Boccia boccia l'autonomia del Veneto
Con il Governo rosso-giallo si apre un nuovo percorso per le autonomie, che somiglia parecchio a un binario morto.
Con il Governo rosso-giallo si apre un nuovo percorso per le autonomie, che somiglia parecchio a un binario morto.

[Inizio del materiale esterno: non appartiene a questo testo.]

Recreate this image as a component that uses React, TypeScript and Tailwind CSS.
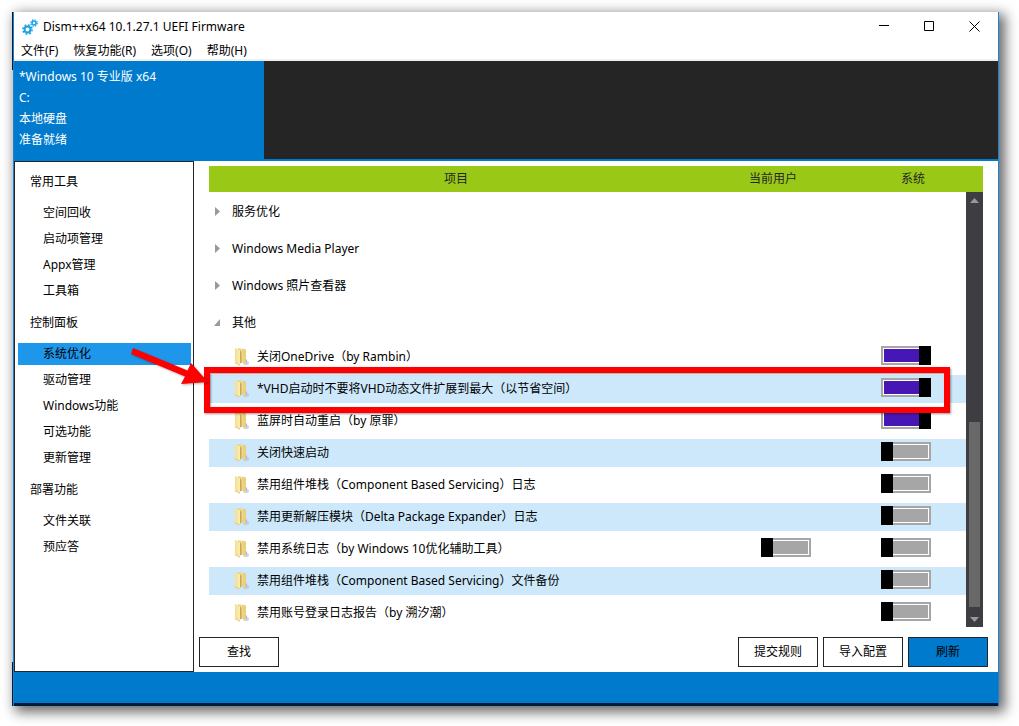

L’avevamo già detto: la trasformazione della Lega da partito autonomista nella versione bossiana a partitone nazionale in salsa salviniana (ben analizzata da Luca Comper su questa testata) non prometteva nulla di buono per le autonomie di Veneto e Lombardia. I leghisti Luca Zaia e Attilio Fontana, loro presidenti, inutilmente hanno fatto pressione in questi mesi per ottenere un risultato tangibile: non si è nemmeno arrivati a un testo d’intesa di massima, ma solo a una bozza che girava carbonara tra i banchi del Parlamento, come segnalato.
Ed è proprio grazie al colpo di sole di Salvini che arriva agli Affari Regionali Francesco Boccia (PD) al posto di Erika Stefani. Zaia lo aspetta al varco, dopo aver chiamato il popolo veneto a una improbabile rivolta. E per avere l’autonomia forse questa è davvero l’unica via, dato che Boccia ha espressamente dichiarato che «Lombardia e Veneto tentano di smontare il Paese. A tutta la classe dirigente, soprattutto a quella del Sud, oggi dico: “evitiamo che si compia lo scempio finale, evitiamo di costruire un Paese basato sul portafogli, ricchi da una parte e poveri dall’altra”. I decreti della Stefani sono inaccettabili. Sarebbe una follia regionalizzare materie come l’edilizia scolastica, la ricerca, il Fondo unico per lo spettacolo o la cassa integrazione».
Francesco Boccia, per le autonomie delle regioni leghiste, sarà un osso durissimo. Intanto, da lui, consigliere economico di Letta e da ex presidente della V Commissione Bilancio e Tesoro, sarà molto difficile cercare di ottenere la tanto sospirata autonomia finanziaria, che porterebbe al Veneto 3,3 miliardi. A meno che prima non si affronti il nodo dei costi standard, sui quali – non a caso – Zaia e Fontana prendono tempo. Il nuovo ministro può, inoltre, contare sulla sponda di Confindustria che, per bocca del suo omonimo presidente Vincenzo Boccia, è piuttosto tiepida sul capitolo autonomie.
Se, dunque, Boccia metterà in un cassetto le proposte leghiste nella probabile damnatio memoriae che colpirà gli atti del precedente Governo (e Salvini, in fondo, tira un sospiro di sollievo: se prima attribuiva lo stop all’MS5, ora può incolpare il PD, poi si vedrà…), qualche spiraglio rimane per la proposta dell’Emilia-Romagna, approvata con una risoluzione il 18 settembre che, oltre a essere a guida PD con Stefano Bonaccini, non chiede risorse aggiuntive e vorrebbe un numero ridotto di competenze (15 su 23). Fuori, quindi, i nodi infrastrutture e tributi reclamati in forma hard dalle altre due regioni.
Un’autonomia light insomma, un accordo al ribasso che Zaia e Fontana hanno già dichiarato di non voler firmare. Ma soprattutto un guaio per il Veneto: come dicevamo, lo sganciamento dall’Italia rimane scelta fondamentale per sopravvivere alla prossima crisi economica (2021), specie ora che la Germania, il nostro primo partner commerciale, comincia prematuramente ad avvitarsi su se stessa per effetto della guerra commerciale Cina-USA.
Ma non è un male, alla fine, almeno non per loro. Anzi.
Perché Salvini potrà continuare a invocare l’autonomia del Veneto e della Lombardia, magari rispolverando il vecchio e caro “Roma ladrona” e, allo stesso tempo, continuare i suoi tour promozionali nel sud devenetizzato. Zaia e Fontana potranno cavalcare l’inverno del nostro scontento per molti altri anni.
Perché, in fondo, diciamocelo: se in Veneto la Lega ottenesse l’autonomia, quale ideale politico le resterebbe per continuare a esistere?